His Regards to Broadway, L.A. Style
The two women are 70 years old now, but their legs dangling from a ledge four stories above 3rd Street just west of Broadway are as well turned as ever, if a little weathered.
Also catching the eyes of passers-by are the Longhorn cattle skulls and the other terra cotta and stone statues and ornaments that decorate the north facade of the Million Dollar Theater.
Appearing particularly proud and determined on the Broadway facade of that theater are the bison head corbels supporting a ledge above third-floor level that features a procession of stylized statues depicting the fine arts.
The decorations and the flamboyant Spanish Baroque design of the theater at 307 S. Broadway are among the more engaging on a street that happily contradicts the cliched image of Los Angeles as a chaotic collection of antiseptic shopping centers, anonymous office parks and subdivisions.
Sprinkled along Broadway in the lobbies of the great movie palaces there, on the buildings and on the street itself, are decorations that remind one of the rich history and architectural heritage of the city’s once premiere promenade.
They also are a reminder that to really appreciate, and enjoy, the art and craft of such expressive and exuberant architectural detailing, one has to experience it at leisure, up close, and perhaps even touch it.
To appreciate such small design touches, windshield surveys, as I reported on here a few weeks ago, just won’t do, certainly not on Broadway. With its ebb and flow of lively crowds shopping, strolling and gawking, the street is the city’s most urban and, for me, a welcome periodic diversion from viewing the present-day array of market-researched and manipulated designs in more suburban areas.
One can look at the Million Dollar Theater almost every day and still see something new on its Churrigueresque facade, said to be have been sculpted by Joseph Mora. (The florid style is named after its originator, Jose de Churriguera, an 18th-Century architect.)
The building was designed by the firm of Albert C. Martin Sr., and when opened in 1917 was hailed as the first, great motion picture “palace.” After all, it did cost showman Sid Grauman $1 million to build, a then unheard-of sum to spend on such a structure. (Grauman eventually would spend more creating the Egyptian and Chinese theaters on Hollywood Boulevard.)

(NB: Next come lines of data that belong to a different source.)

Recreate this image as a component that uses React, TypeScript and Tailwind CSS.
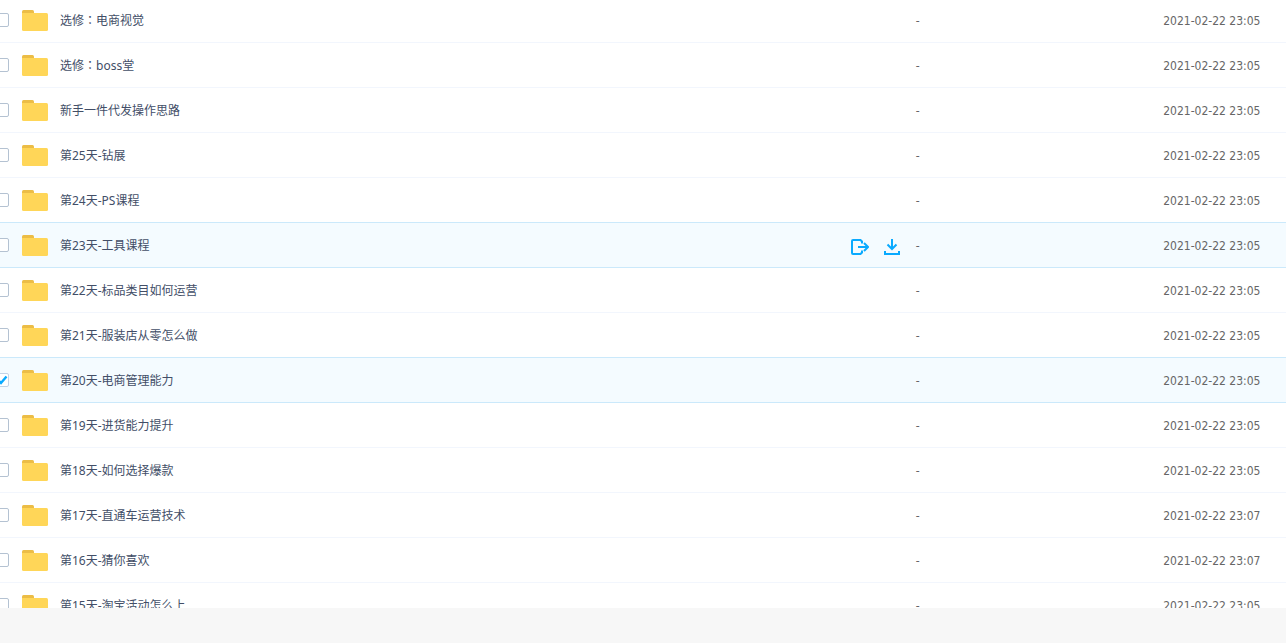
import { useState } from 'react'

type FileRow = {
  name: string
  date: string
}

const files: FileRow[] = [
  { name: '选修：电商视觉', date: '2021-02-22 23:05' },
  { name: '选修：boss堂', date: '2021-02-22 23:05' },
  { name: '新手一件代发操作思路', date: '2021-02-22 23:05' },
  { name: '第25天-钻展', date: '2021-02-22 23:05' },
  { name: '第24天-PS课程', date: '2021-02-22 23:05' },
  { name: '第23天-工具课程', date: '2021-02-22 23:05' },
  { name: '第22天-标品类目如何运营', date: '2021-02-22 23:05' },
  { name: '第21天-服装店从零怎么做', date: '2021-02-22 23:05' },
  { name: '第20天-电商管理能力', date: '2021-02-22 23:05' },
  { name: '第19天-进货能力提升', date: '2021-02-22 23:05' },
  { name: '第18天-如何选择爆款', date: '2021-02-22 23:05' },
  { name: '第17天-直通车运营技术', date: '2021-02-22 23:07' },
  { name: '第16天-猜你喜欢', date: '2021-02-22 23:07' },
  { name: '第15天-淘宝活动怎么上', date: '2021-02-22 23:05' },
]

function FolderIcon() {
  return (
    <svg width="26" height="21" viewBox="0 0 26 21" className="shrink-0" aria-hidden="true">
      <path d="M0 5V1.5Q0 0 1.5 0H10.5Q12 0 12 1.5V5Z" fill="#ecbd46" />
      <path d="M0 3H24.5Q26 3 26 4.5V19.5Q26 21 24.5 21H1.5Q0 21 0 19.5Z" fill="#ffd658" />
    </svg>
  )
}

function ShareIcon() {
  return (
    <svg width="18" height="16" viewBox="0 0 18 16" fill="none" stroke="#09aaff" strokeWidth="2" aria-hidden="true">
      <path d="M11 4.5V2.5L9.5 1H2Q1 1 1 2V14Q1 15 2 15H9.5L11 13.5V11.5" />
      <path d="M7 8H17M13 4L17 8L13 12" />
    </svg>
  )
}

function DownloadIcon() {
  return (
    <svg width="16" height="16" viewBox="0 0 16 16" fill="none" stroke="#09aaff" strokeWidth="2" aria-hidden="true">
      <path d="M8 0V10M3.5 5.5L8 10L12.5 5.5" />
      <path d="M1 12V15H15V12" />
    </svg>
  )
}

function Checkbox({ id, checked, onChange }: { id: string; checked: boolean; onChange: () => void }) {
  return (
    <span className="relative -ml-[5px] h-3.5 w-3.5 shrink-0">
      <input
        id={id}
        type="checkbox"
        checked={checked}
        onChange={onChange}
        className="block h-3.5 w-3.5 appearance-none rounded-xs border border-[#b4c2d2] bg-white checked:border-[#c3d3e6]"
      />
      {checked && (
        <svg
          width="14"
          height="14"
          viewBox="0 0 14 14"
          fill="none"
          stroke="#09aaff"
          strokeWidth="2.4"
          className="pointer-events-none absolute inset-0"
          aria-hidden="true"
        >
          <path d="M2.5 6.5L6 10L11.5 3.5" />
        </svg>
      )}
    </span>
  )
}

// the full-width colon sits in the middle of its box only in the TC font
function FileName({ name }: { name: string }) {
  const [prefix, rest] = name.split('：')
  return (
    <span className="pt-0.5">
      {prefix}
      {rest && <span className="font-['Noto_Sans_CJK_TC',sans-serif] leading-none">：</span>}
      {rest}
    </span>
  )
}

export default function App() {
  const [selected, setSelected] = useState<number[]>([8])
  const [current, setCurrent] = useState(5)

  const toggle = (i: number) => {
    setSelected(selected.includes(i) ? selected.filter((n) => n !== i) : [...selected, i])
  }

  const isActive = (i: number) => i === current || selected.includes(i)

  return (
    <div className="flex h-screen flex-col bg-white font-['Noto_Sans','Noto_Sans_CJK_SC',sans-serif] text-xs text-[#424e67]">
      <main className="min-h-0 flex-1 overflow-hidden">
        <table className="-mt-0.5 w-full table-fixed border-separate border-spacing-0">
          <colgroup>
            <col className="w-[71.2%]" />
            <col className="w-[19.25%]" />
            <col />
          </colgroup>
          <tbody>
            {files.map((file, i) => {
              // the line above an active row belongs to the row before it
              const border = isActive(i) || isActive(i + 1) ? 'border-[#cbe9fb]' : 'border-[#f2f6fd]'
              const cell = `h-[45px] border-b align-middle ${border}`
              const textCell = `${cell} px-0 pt-0.5 pb-0 font-['DejaVu_Sans_Condensed','Noto_Sans',sans-serif] whitespace-nowrap text-[#666]`
              return (
                <tr
                  key={file.name}
                  onClick={() => setCurrent(i)}
                  className={isActive(i) ? 'bg-[#f4fbff]' : 'bg-white'}
                >
                  <td className={`${cell} p-0`}>
                    <div className="flex items-center">
                      <Checkbox id={`file-${i}`} checked={selected.includes(i)} onChange={() => toggle(i)} />
                      <label htmlFor={`file-${i}`} className="ml-[13px] flex flex-1 items-center gap-3">
                        <FolderIcon />
                        <FileName name={file.name} />
                      </label>
                      {i === current && (
                        <div className="mt-1 mr-4 flex gap-[15px]">
                          <button type="button" aria-label="分享">
                            <ShareIcon />
                          </button>
                          <button type="button" aria-label="下载">
                            <DownloadIcon />
                          </button>
                        </div>
                      )}
                    </div>
                  </td>
                  <td className={textCell}>-</td>
                  <td className={textCell}>{file.date}</td>
                </tr>
              )
            })}
          </tbody>
        </table>
      </main>
      <footer className="h-[35px] shrink-0 bg-[#f7f7f7]" />
    </div>
  )
}
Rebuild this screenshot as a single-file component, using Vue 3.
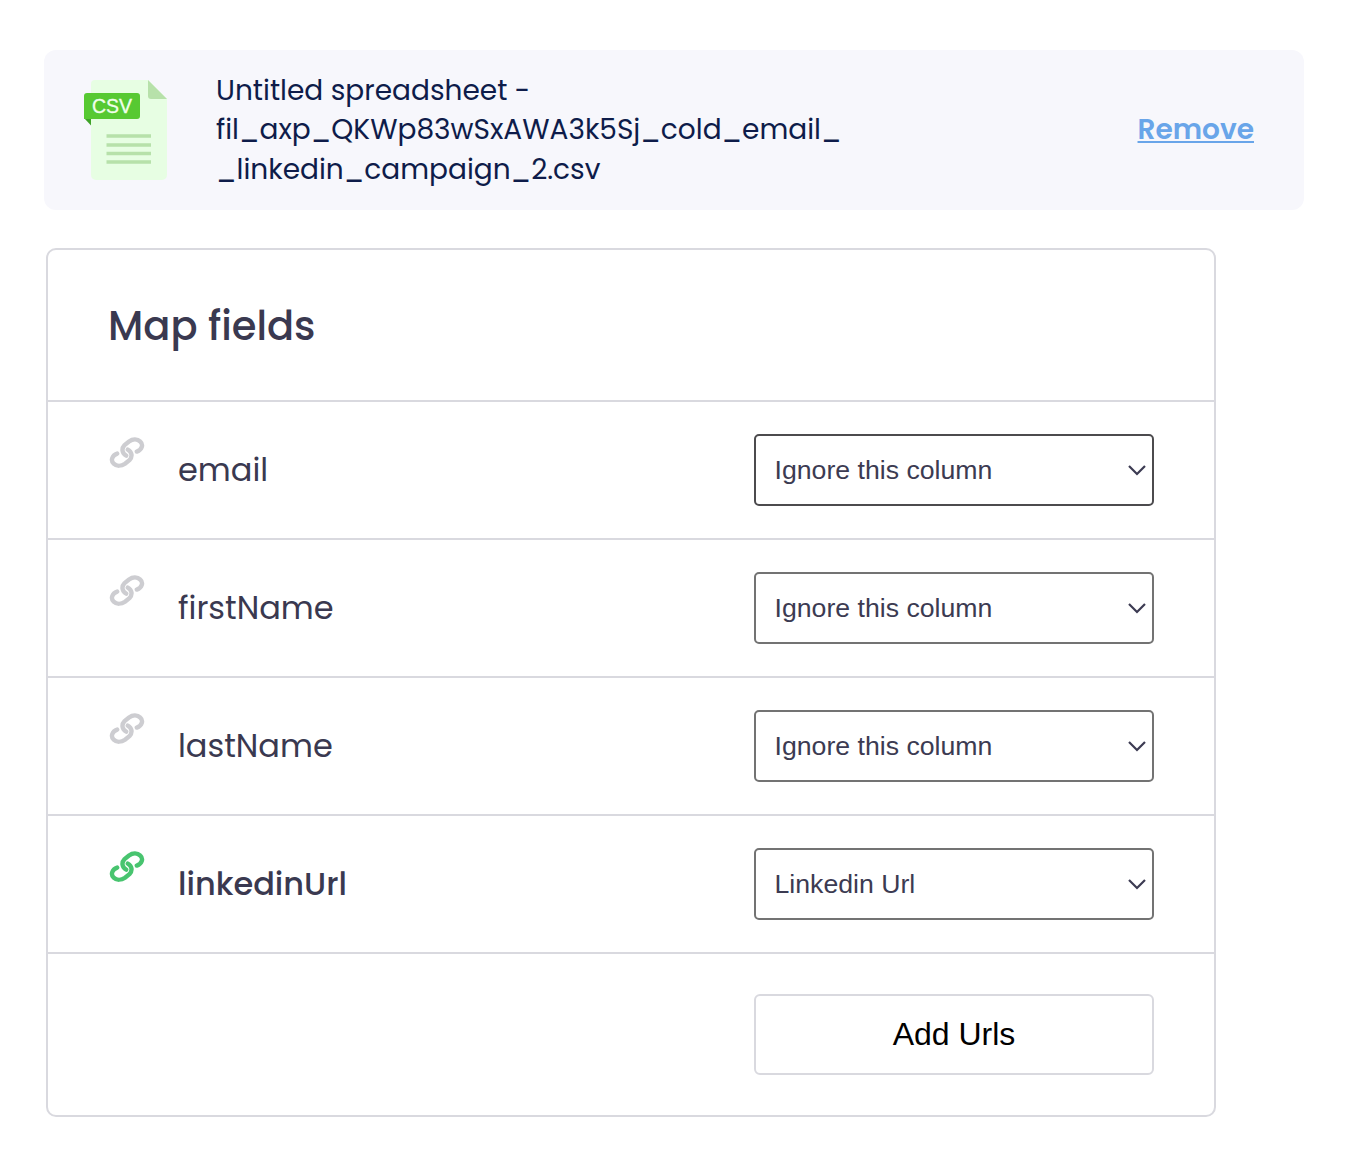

One also can peek into the interior of the Bradbury Building across the street at 304 S. Broadway again and again, and still be impressed and enchanted by the lace-like wrought iron railings and bird cage elevators bathed in a brilliant light filtered through a skylight and reflected off pale yellow glazed brick walls.
Looking at this Romanesque magnificence designed nearly a century ago by George Wyman, it is easy to understand the dated architectural adage that the essence of a building is in its details.
Unfortunately, it is an adage too often forgotten in the embrace of today’s self-conscious designs abusing such materials as chain link fence and corrugated metal.
And talk about detailing, check out the sidewalk in front of McDonald’s, at 330 S. Broadway. The design in tile there was executed by Frank Romero. His work also can be seen on the southeast corner of Broadway and 4th Street, and the northwest corner of Broadway and 7th Street.
For literally the best sidewalk scene in town, take a look at the pavement in front of Clifton’s Cafeteria, 648 S. Broadway. There in a terrazzo of marble chips and cement are 12 visions of an idealized Southern California of the 1930s.
The scenes around a starburst pattern include the beaches, the missions, the orange groves (with snow-capped mountains in the background), the La Brea Tar Pits, the oil fields, a movie studio, the Hollywood Bowl, Catalina, the Coliseum and City Hall.
The artist given credit for this delight created in 1934 is the Venetian Terrazzo & Mosaic Co., a fact I learned from a marvelous, if spare, guide to public art downtown recently compiled by the city’s Community Redevelopment Agency. The guide lists 150 pieces of art, including sculpture, murals and architectural ornaments that can be viewed from the street and public plazas.
The only place one can now purchase the guide (priced at $9.95) is in the bookstore at the new Museum of Contemporary Art, 250 S. Grand Ave. (and not a bad place, either, to visit).
Less detailed but also less expensive is a brochure, “A Walking Tour of Downtown Los Angeles,” put together by the Los Angeles Conservancy. It can be purchased for $2 at the office of the conservancy, tucked into the mezzanine of the Eastern Columbia Building, 849 S. Broadway. It is open 9 to 5 weekdays.
The light green terra-cotta tiled, Moderne-styled Columbia building is itself a delight of sensitive detailing and expressive decorations, and definitely worth a long look. Indeed, so are a host of other buildings along Broadway and neighboring streets, but that will have to await another weekend.